One of the mysteries of the English language finally explained.
1A greenish-blue crystalline dye of the porphyrin group.
Chemical formula: C₃₂H₁₈N₈
- ‘Organic compounds such as phthalocyanine produce greens and blues.’
- ‘By attaching differing substituent groups, some of which are water soluble and some of which are fat soluble, an unsymmetrically substituted phthalocyanine is created which is both water and fat soluble.’
- ‘As discussed previously, the phthalocyanine interacts with either the phospholipids or the apoprotein moiety of LDL, and therefore, the radicals are likely to be mainly produced at the lipid-water interface.’
- ‘In general, these newer drugs have been based on the structure of chlorin, purpurin, phthalocyanine or naphthalocyanine.’
- ‘This spectrum clearly indicates efficient singlet-singlet energy transfer from carotenoid to phthalocyanine.’
- 1.1 Any of a large class of green or blue pigments and dyes that are chelate complexes of this compound or one of its derivatives with a metal (in particular, copper).
- ‘Previous investigators have demonstrated that sulfonated aluminum phthalocyanine is primarily distributed outside the nucleus.’
- ‘It was found that a combination of cobalt or iron phthalocyanine and sodium ascorbate has high in vitro and in vivo antitumor activity.’

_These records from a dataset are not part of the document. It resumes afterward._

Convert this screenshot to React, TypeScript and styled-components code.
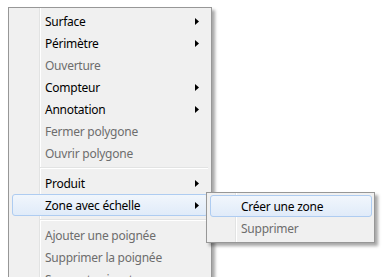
import styled, { createGlobalStyle, css } from "styled-components";

import type React from "react";

/* -----------------------------------------------
 * Menu contextuel (style Windows 7)
 * ----------------------------------------------- */

const GlobalStyle = createGlobalStyle`
  html, body {
    margin: 0;
    padding: 0;
    background: #fff;
    overflow: hidden;
  }
  body {
    width: 385px;
    height: 277px;
    font-family: "Segoe UI", "Noto Sans", "Open Sans", sans-serif;
    font-size: 12px;
    letter-spacing: -0.25px;
  }
`;

type Entry = { label: string; disabled?: boolean; sub?: boolean; hot?: boolean } | "sep";

const mainItems: Entry[] = [
  { label: "Surface", sub: true },
  { label: "Périmètre", sub: true },
  { label: "Ouverture", disabled: true },
  { label: "Compteur", sub: true },
  { label: "Annotation", sub: true },
  { label: "Fermer polygone", disabled: true },
  { label: "Ouvrir polygone", disabled: true },
  "sep",
  { label: "Produit", sub: true },
  { label: "Zone avec échelle", sub: true, hot: true },
  "sep",
  { label: "Ajouter une poignée", disabled: true },
  { label: "Supprimer la poignée", disabled: true },
  { label: "Sommet suivant", disabled: true },
];

const subItems: Entry[] = [
  { label: "Créer une zone", hot: true },
  { label: "Supprimer", disabled: true },
];

const App: React.FC = () => {
  return (
    <>
      <GlobalStyle />
      <Page>
        <MenuPanel $gutter={31}>
          {renderItems(mainItems, 32)}
          <SubPanel $gutter={29}>{renderItems(subItems, 30)}</SubPanel>
        </MenuPanel>
      </Page>
    </>
  );
};

const renderItems = (items: Entry[], indent: number) =>
  items.map((it, i) =>
    it === "sep" ? (
      <Separator key={i} $indent={indent} />
    ) : (
      <Item key={i} $hot={it.hot} $disabled={it.disabled} $indent={indent}>
        <span>{it.label}</span>
        {it.sub && <Arrow />}
      </Item>
    ),
  );

const Arrow: React.FC = () => (
  <ArrowSvg width="4" height="7" viewBox="0 0 4 7">
    <path d="M0 0 L4 3.5 L0 7 Z" fill="#000" />
  </ArrowSvg>
);

const Page = styled.div`
  display: flex;
  align-items: flex-start;
  padding: 7px 0 0 8px;
`;

const panel = css<{ $gutter: number }>`
  box-sizing: border-box;
  border: 1px solid #979797;
  background-color: #f0f0f0;
  background-image: linear-gradient(
    to right,
    transparent ${(p) => p.$gutter - 1}px,
    #e2e3e3 ${(p) => p.$gutter - 1}px,
    #e2e3e3 ${(p) => p.$gutter}px,
    #ffffff ${(p) => p.$gutter}px,
    #ffffff ${(p) => p.$gutter + 1}px,
    transparent ${(p) => p.$gutter + 1}px
  );
  box-shadow: 3px 3px 3px rgba(0, 0, 0, 0.35);
  display: flex;
  flex-direction: column;
`;

const MenuPanel = styled.div<{ $gutter: number }>`
  ${panel}
  position: relative;
  width: 204px;
  padding: 2px 3px 30px;
`;

const SubPanel = styled.div<{ $gutter: number }>`
  ${panel}
  position: absolute;
  left: 197px;
  top: 184px;
  width: 169px;
  padding: 2px 2px 3px 3px;
`;

const Item = styled.div<{ $hot?: boolean; $disabled?: boolean; $indent: number }>`
  box-sizing: border-box;
  height: 22px;
  display: flex;
  align-items: center;
  justify-content: space-between;
  padding: 0 8px 0 ${(p) => p.$indent}px;
  border: 1px solid transparent;
  border-radius: 3px;
  color: ${(p) => (p.$disabled ? "#6d6d6d" : "#000")};
  white-space: nowrap;
  ${(p) =>
    p.$hot &&
    css`
      border-color: #aeccf1;
      background: linear-gradient(to bottom, #f1f6fc, #e0ebf9);
    `}
`;

const Separator = styled.div<{ $indent: number }>`
  height: 8px;
  margin-left: ${(p) => p.$indent - 4}px;
  background: linear-gradient(
    to bottom,
    transparent 3px,
    #e2e3e3 3px,
    #e2e3e3 4px,
    #ffffff 4px,
    #ffffff 5px,
    transparent 5px
  );
`;

const ArrowSvg = styled.svg`
  display: block;
  flex: none;
`;

export default App;
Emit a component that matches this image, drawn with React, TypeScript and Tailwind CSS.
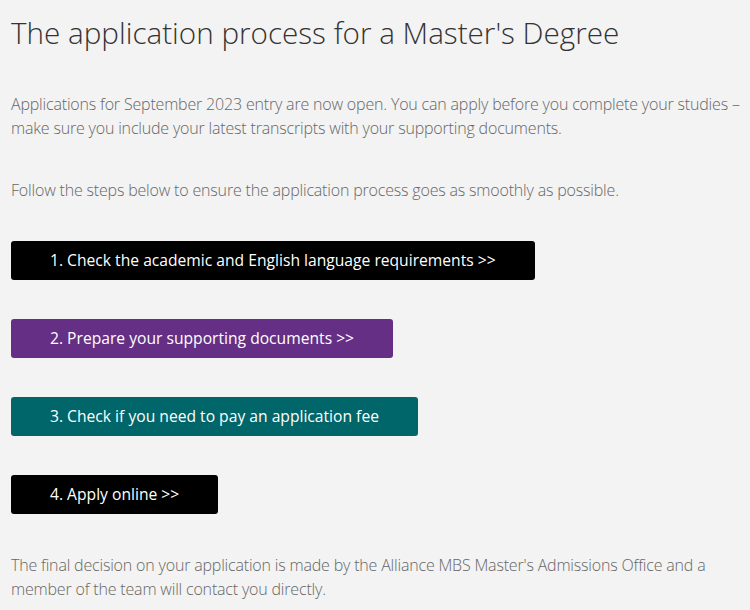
const STEPS = [
  { label: "1. Check the academic and English language requirements >>", className: "bg-black" },
  { label: "2. Prepare your supporting documents >>", className: "bg-[#652f85]" },
  { label: "3. Check if you need to pay an application fee", className: "bg-[#00666a]" },
  { label: "4. Apply online >>", className: "bg-black" },
];

export default function App() {
  return (
    <div className="min-h-[610px] w-[750px] bg-[#f3f3f3] pl-[11px] pr-[6px] pt-[13px] font-['Open_Sans',sans-serif] text-[#666]">
      <h1 className="text-[29.65px] font-light leading-[40px] text-[#333]">
        The application process for a Master's Degree
      </h1>
      <p className="mt-[39px] text-[16px] font-light leading-[24px] tracking-[-0.18px]">
        Applications for September 2023 entry are now open. You can apply before you complete your studies – make
        sure you include your latest transcripts with your supporting documents.
      </p>
      <p className="mt-[38px] text-[16px] font-light leading-[24px] tracking-[-0.18px]">
        Follow the steps below to ensure the application process goes as smoothly as possible.
      </p>
      <div className="mt-[39px] flex flex-col items-start gap-[39px]">
        {STEPS.map((step) => (
          <a
            key={step.label}
            href="#"
            className={`flex h-[39px] items-center rounded-[3px] px-[39px] text-[15.65px] text-white ${step.className}`}
          >
            {step.label}
          </a>
        ))}
      </div>
      <p className="mt-[39px] text-[16px] font-light leading-[24px] tracking-[-0.18px]">
        The final decision on your application is made by the Alliance MBS Master's Admissions Office and a member
        of the team will contact you directly.
      </p>
    </div>
  );
}
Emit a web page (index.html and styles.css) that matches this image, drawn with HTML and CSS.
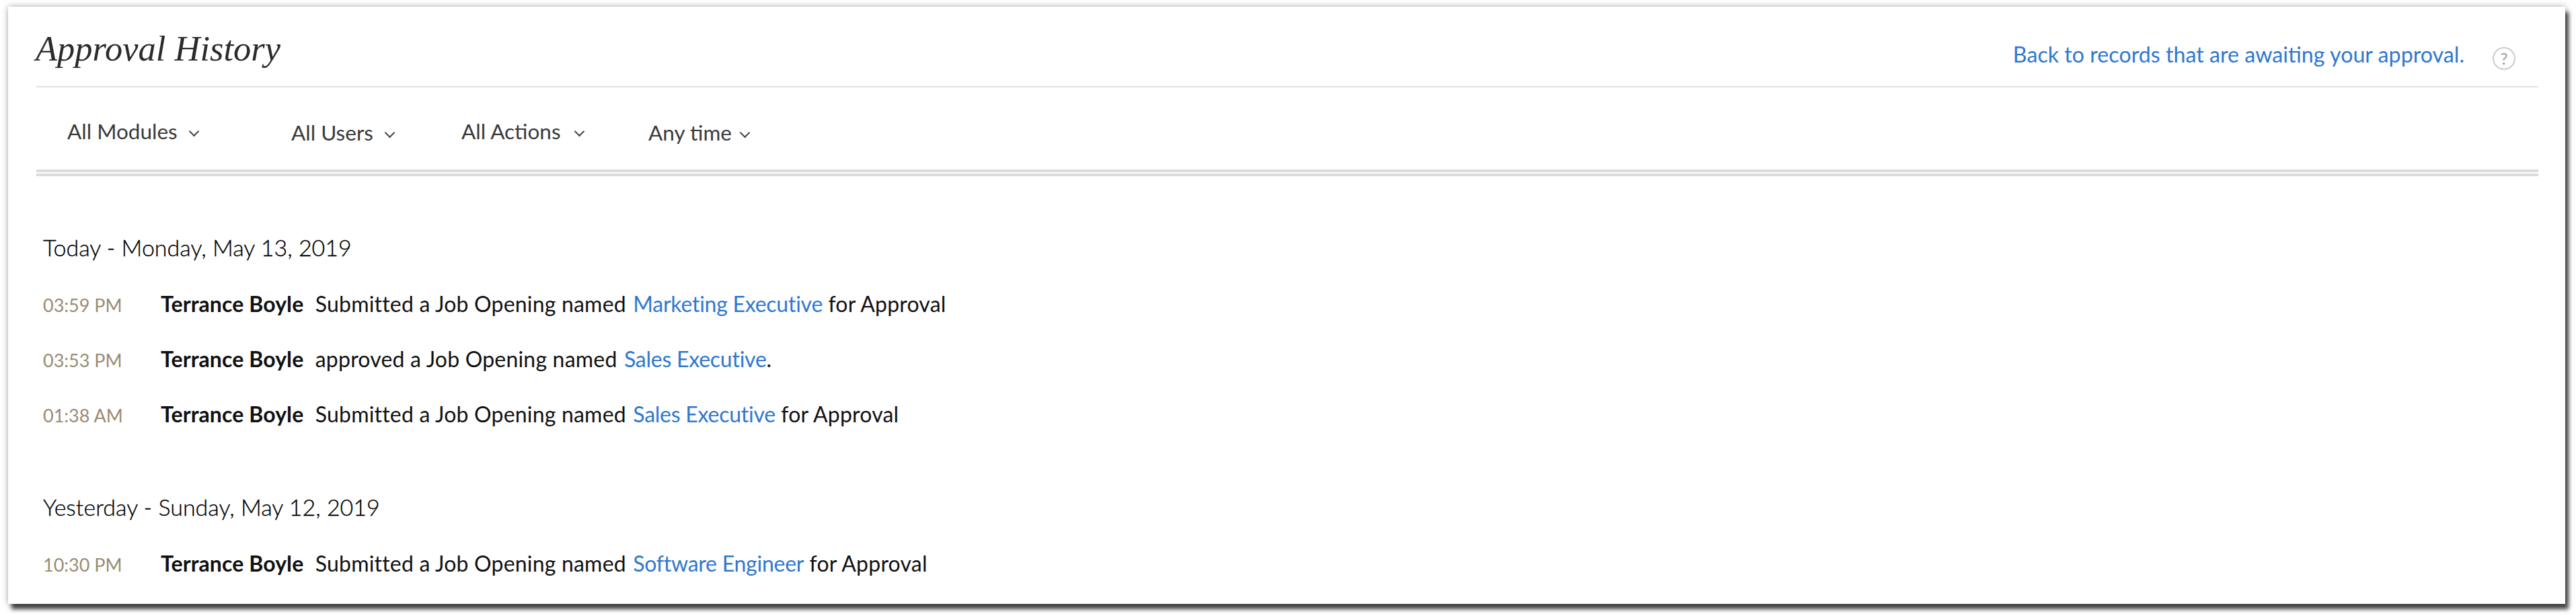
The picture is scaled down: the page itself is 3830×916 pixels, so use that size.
FILE: index.html
```html
<!DOCTYPE html>
<html lang="en">
<head>
  <meta charset="UTF-8">
  <meta name="viewport" content="width=device-width, initial-scale=1.0">
  <title>Approval History</title>
  <link rel="stylesheet" href="styles.css">
</head>
<body>

  <div class="ventana">
    <div class="cabecera">
      <h1 class="titulo">Approval History</h1>
      <a class="volver" href="#">Back to records that are awaiting your approval.</a>
      <span class="ayuda">?</span>
    </div>

    <div class="filtros">
      <div class="filtro f-modules">All Modules <span class="flecha"></span></div>
      <div class="filtro bajo f-users">All Users <span class="flecha"></span></div>
      <div class="filtro f-actions">All Actions <span class="flecha"></span></div>
      <div class="filtro bajo f-time">Any time <span class="flecha"></span></div>
    </div>
    <div class="doble"></div>

    <div class="grupo hoy">
      <h2 class="fecha">Today - Monday, May 13, 2019</h2>
      <div class="fila">
        <span class="hora">03:59 PM</span>
        <span class="texto"><b>Terrance Boyle</b> Submitted a Job Opening named <a href="#">Marketing Executive</a> for Approval</span>
      </div>
      <div class="fila">
        <span class="hora">03:53 PM</span>
        <span class="texto"><b>Terrance Boyle</b> approved a Job Opening named <a href="#">Sales Executive</a>.</span>
      </div>
      <div class="fila">
        <span class="hora">01:38 AM</span>
        <span class="texto"><b>Terrance Boyle</b> Submitted a Job Opening named <a href="#">Sales Executive</a> for Approval</span>
      </div>
    </div>

    <div class="grupo ayer">
      <h2 class="fecha">Yesterday - Sunday, May 12, 2019</h2>
      <div class="fila">
        <span class="hora">10:30 PM</span>
        <span class="texto"><b>Terrance Boyle</b> Submitted a Job Opening named <a href="#">Software Engineer</a> for Approval</span>
      </div>
    </div>
  </div>

</body>
</html>
```

FILE: styles.css
```css
html, body {
  height: 100%;
}

body {
  margin: 0;
  padding: 10px 16px 18px 12px;
  box-sizing: border-box;
  background-color: #fff;
  font-family: 'Lato', sans-serif;
  color: #111;
}

.ventana {
  height: 888px;
  background-color: #fff;
  box-shadow: 5px 8px 6px rgba(0,0,0,0.7), 0 0 9px rgba(0,0,0,0.35);
  overflow: hidden;
}

.cabecera {
  display: flex;
  align-items: flex-start;
  height: 118px;
  margin: 0 40px 0 42px;
  border-bottom: 2px solid #e2e2e2;
}

.titulo {
  margin: 32px 0 0 -1px;
  font-family: 'Liberation Serif', serif;
  font-size: 52.5px;
  font-style: italic;
  font-weight: normal;
  line-height: 60px;
  color: #2b2b2b;
}

.volver {
  margin: 52px 0 0 auto;
  font-size: 32.2px;
  line-height: 38px;
  color: #2f78d0;
  text-decoration: none;
}

.ayuda {
  width: 30px;
  height: 30px;
  margin: 60px 34px 0 42px;
  border: 2px solid #ccc;
  border-radius: 50%;
  font-size: 24px;
  line-height: 30px;
  text-align: center;
  color: #999;
}

.filtros {
  display: flex;
  align-items: flex-start;
  height: 122px;
  margin: 0 40px 0 42px;
  box-sizing: border-box;
  padding: 47px 0 0 46px;
  font-size: 31.5px;
  color: #3a3a3a;
}

.filtro {
  line-height: 36px;
  white-space: nowrap;
}

.bajo {
  padding-top: 2px;
}

.f-modules { width: 333px; }
.f-users { width: 253px; }
.f-actions { width: 278px; }

.flecha {
  display: inline-block;
  width: 9px;
  height: 9px;
  margin: 0 4px 6px 11px;
  border-right: 2px solid #444;
  border-bottom: 2px solid #444;
  transform: rotate(45deg);
}

.f-actions .flecha {
  margin-left: 14px;
}

.f-time .flecha {
  margin-left: 6px;
}

.doble {
  height: 2px;
  margin: 0 40px 0 42px;
  border-top: 4px solid #dcdcdc;
  border-bottom: 4px solid #dcdcdc;
}

.grupo {
  padding-left: 52px;
}

.hoy {
  padding-top: 84px;
}

.ayer {
  padding-top: 56px;
}

.fecha {
  margin: 0 0 40px;
  font-size: 34px;
  font-weight: 300;
  line-height: 44px;
  color: #000;
  -webkit-text-stroke: 0.3px #000;
}

.fila {
  display: flex;
  align-items: baseline;
  height: 82px;
  line-height: 44px;
  font-size: 32px;
}

.hora {
  width: 175px;
  flex: none;
  font-size: 27px;
  color: #9a8b72;
}

.texto {
  letter-spacing: 0.2px;
}

.texto b {
  margin-right: 9px;
  font-weight: bold;
  letter-spacing: 0.1px;
}

.texto a {
  margin-left: 2px;
  letter-spacing: -0.25px;
  color: #2f78d0;
  text-decoration: none;
}
```
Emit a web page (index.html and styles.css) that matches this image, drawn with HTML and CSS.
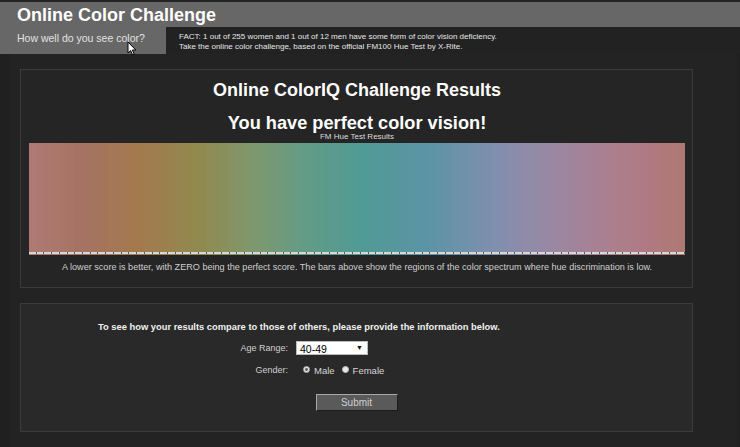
FILE: index.html
```html
<!DOCTYPE html>
<html lang="en">
<head>
  <meta charset="UTF-8" />
  <meta name="viewport" content="width=device-width, initial-scale=1" />
  <title>Online Color Challenge</title>
  <link rel="stylesheet" href="styles.css">
</head>
<body>
  <header class="top">
    <div class="title-bar">
      <h1>Online Color Challenge</h1>
    </div>
    <div class="sub-bar">
      <div class="tagline">How well do you see color?</div>
      <div class="fact">
        FACT: 1 out of 255 women and 1 out of 12 men have some form of color vision deficiency.<br>
        Take the online color challenge, based on the official FM100 Hue Test by X-Rite.
      </div>
    </div>
  </header>

  <main class="page">
    <section class="panel results">
      <h2 class="results-title">Online ColorIQ Challenge Results</h2>
      <h3 class="verdict">You have perfect color vision!</h3>
      <div class="chart-label">FM Hue Test Results</div>
      <div class="spectrum" id="spectrum"></div>
      <p class="caption">A lower score is better, with ZERO being the perfect score. The bars above show the regions of the color spectrum where hue discrimination is low.</p>
    </section>

    <section class="panel compare">
      <p class="intro">To see how your results compare to those of others, please provide the information below.</p>
      <form class="compare-form">
        <div class="form-row age-row">
          <label for="age">Age Range:</label>
          <span class="select-wrap">
            <select id="age">
              <option>Under 20</option>
              <option>20-29</option>
              <option>30-39</option>
              <option selected>40-49</option>
              <option>50-59</option>
              <option>60+</option>
            </select>
          </span>
        </div>
        <div class="form-row gender-row">
          <label>Gender:</label>
          <span class="radios">
            <label class="radio"><input type="radio" name="gender" checked> Male</label>
            <label class="radio"><input type="radio" name="gender"> Female</label>
          </span>
        </div>
        <div class="submit-row">
          <button type="button" class="submit-button">Submit</button>
        </div>
      </form>
    </section>
  </main>

  <svg class="cursor" width="10" height="15" viewBox="0 0 10 15">
    <path d="M1 1 L1 12 L3.6 9.6 L5.6 13.8 L7.2 13 L5.3 9 L8.8 9 Z" fill="#fff" stroke="#000" stroke-width="1" stroke-linejoin="round"/>
  </svg>

  <script>
    // 85 caps of the FM100 hue test, colours roughly read from the test
    const stops = [
      [0.00, 176, 122, 116],
      [0.08, 166, 114, 98],
      [0.17, 163, 122, 78],
      [0.26, 144, 138, 78],
      [0.34, 127, 152, 110],
      [0.43, 96, 156, 136],
      [0.51, 80, 154, 150],
      [0.61, 92, 148, 166],
      [0.71, 128, 143, 174],
      [0.79, 152, 136, 164],
      [0.88, 170, 128, 144],
      [0.95, 176, 121, 128],
      [1.00, 174, 121, 114]
    ];

    function colorAt(t) {
      for (let i = 0; i < stops.length - 1; i++) {
        const a = stops[i], b = stops[i + 1];
        if (t <= b[0]) {
          const k = (t - a[0]) / (b[0] - a[0]);
          const c = [1, 2, 3].map(j => Math.round(a[j] + (b[j] - a[j]) * k));
          return 'rgb(' + c.join(',') + ')';
        }
      }
      return 'rgb(174,121,114)';
    }

    const spectrum = document.getElementById('spectrum');
    const caps = 85;
    for (let i = 0; i < caps; i++) {
      const cap = document.createElement('div');
      cap.className = 'cap';
      cap.style.background = colorAt((i + 0.5) / caps);
      const score = document.createElement('div');
      score.className = 'score';
      cap.appendChild(score);
      spectrum.appendChild(cap);
    }
  </script>
</body>
</html>
```

FILE: styles.css
```css
body {
  margin: 0;
  background: #202020;
  font-family: "Liberation Sans", Arial, sans-serif;
  color: #ddd;
}

/* cabecalho */
.top {
  padding-top: 2px;
  background: #222;
}

.title-bar {
  background: #676767;
  height: 25px;
  padding-left: 17px;
}

.title-bar h1 {
  margin: 0;
  font-size: 18px;
  line-height: 26px;
  color: #fff;
}

.sub-bar {
  display: flex;
  height: 27px;
}

.tagline {
  width: 149px;
  padding-left: 17px;
  background: #676767;
  font-size: 10.5px;
  line-height: 22px;
  color: #e2e2e2;
}

.fact {
  padding: 5px 0 0 13px;
  font-size: 8px;
  line-height: 10px;
  color: #e6e6e6;
}

.page {
  background: #232323;
  margin: 0 3px 0 10px;
  padding: 15px 44px 16px 10px;
}

.panel {
  border: 1px solid #3b3b3b;
  box-sizing: border-box;
  width: 673px;
}

/* resultados */
.results {
  background: #252525;
  padding: 9px 7px 13px 8px;
  text-align: center;
  height: 219px;
}

.results-title {
  margin: 0;
  font-size: 18px;
  line-height: 22px;
  color: #fff;
}

.verdict {
  margin: 12px 0 0;
  font-size: 18.2px;
  line-height: 20px;
  color: #fff;
}

.chart-label {
  font-size: 8px;
  line-height: 8px;
  color: #ddd;
}

.spectrum {
  display: flex;
  height: 112px;
  margin-top: 2px;
}

.cap {
  flex: 1;
  display: flex;
  flex-direction: column;
  justify-content: flex-end;
}

.score {
  height: 2px;
  margin-bottom: 1px;
  background: #d8d8d8;
  border-right: 1.5px solid #5a5a5a;
}

.caption {
  margin: 6px 0 0;
  font-size: 9.1px;
  line-height: 12px;
  color: #cfcfcf;
}

/* formulario */
.compare {
  background: #292929;
  margin-top: 15px;
  padding: 17px 0 0;
  height: 129px;
}

.intro {
  margin: 0 0 0 77px;
  font-size: 9.35px;
  font-weight: bold;
  line-height: 12px;
  color: #f0f0f0;
}

.form-row {
  display: grid;
  grid-template-columns: 267px auto;
  column-gap: 8px;
  align-items: center;
  font-size: 9px;
  color: #cfcfcf;
}

.form-row > label {
  text-align: right;
}

.age-row {
  margin-top: 5px;
  height: 19px;
}

.gender-row {
  margin-top: 4px;
  height: 18px;
}

.select-wrap {
  position: relative;
  width: 72px;
  height: 14px;
}

.select-wrap select {
  appearance: none;
  width: 72px;
  height: 14px;
  margin: 0;
  padding: 1px 0 0 3px;
  border: 1px solid #bbb;
  border-radius: 0;
  background: #fff;
  color: #000;
  font-family: "Liberation Sans", Arial, sans-serif;
  font-size: 10.5px;
  line-height: 12px;
}

.select-wrap::after {
  content: "\25BC";
  position: absolute;
  right: 5px;
  top: 3px;
  font-size: 7px;
  color: #111;
  pointer-events: none;
}

.radios {
  display: flex;
  gap: 7px;
  padding-left: 7px;
}

.radio {
  display: flex;
  align-items: center;
  gap: 4px;
  font-size: 9.5px;
  color: #d6d6d6;
}

.radio input {
  appearance: none;
  width: 7px;
  height: 7px;
  margin: 0 0 2px;
  border-radius: 50%;
  background: #e8e8e8;
  border: 1px solid #bdbdbd;
}

.radio input:checked {
  background: radial-gradient(circle, #666 0 35%, #e0e0e0 45%);
}

.submit-row {
  display: flex;
  justify-content: center;
  margin-top: 15px;
}

.submit-button {
  width: 82px;
  height: 17px;
  padding: 0;
  background: #5a5a5a;
  border: 1px solid;
  border-color: #a8a8a8 #1c1c1c #1c1c1c #a8a8a8;
  color: #cfcfcf;
  font-family: "Liberation Sans", Arial, sans-serif;
  font-size: 10px;
}

.cursor {
  position: absolute;
  left: 127px;
  top: 41px;
}
```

- ‘The suppression of the photodynamic potency of aluminum phthalocyanines was attributed to desorption of the dyes from lipid bilayers induced by fluoride or hydroxyl ions.’
- ‘Among the aluminum phthalocyanines, the hydrophilic tetrasulfonated derivative is localized in the vascular stroma and induces tumor regression by the indirect mechanism of vascular destruction.’
1930s: from phthalic (see phthalic acid) + Greek kuan(e)os ‘dark blue’ + -ine.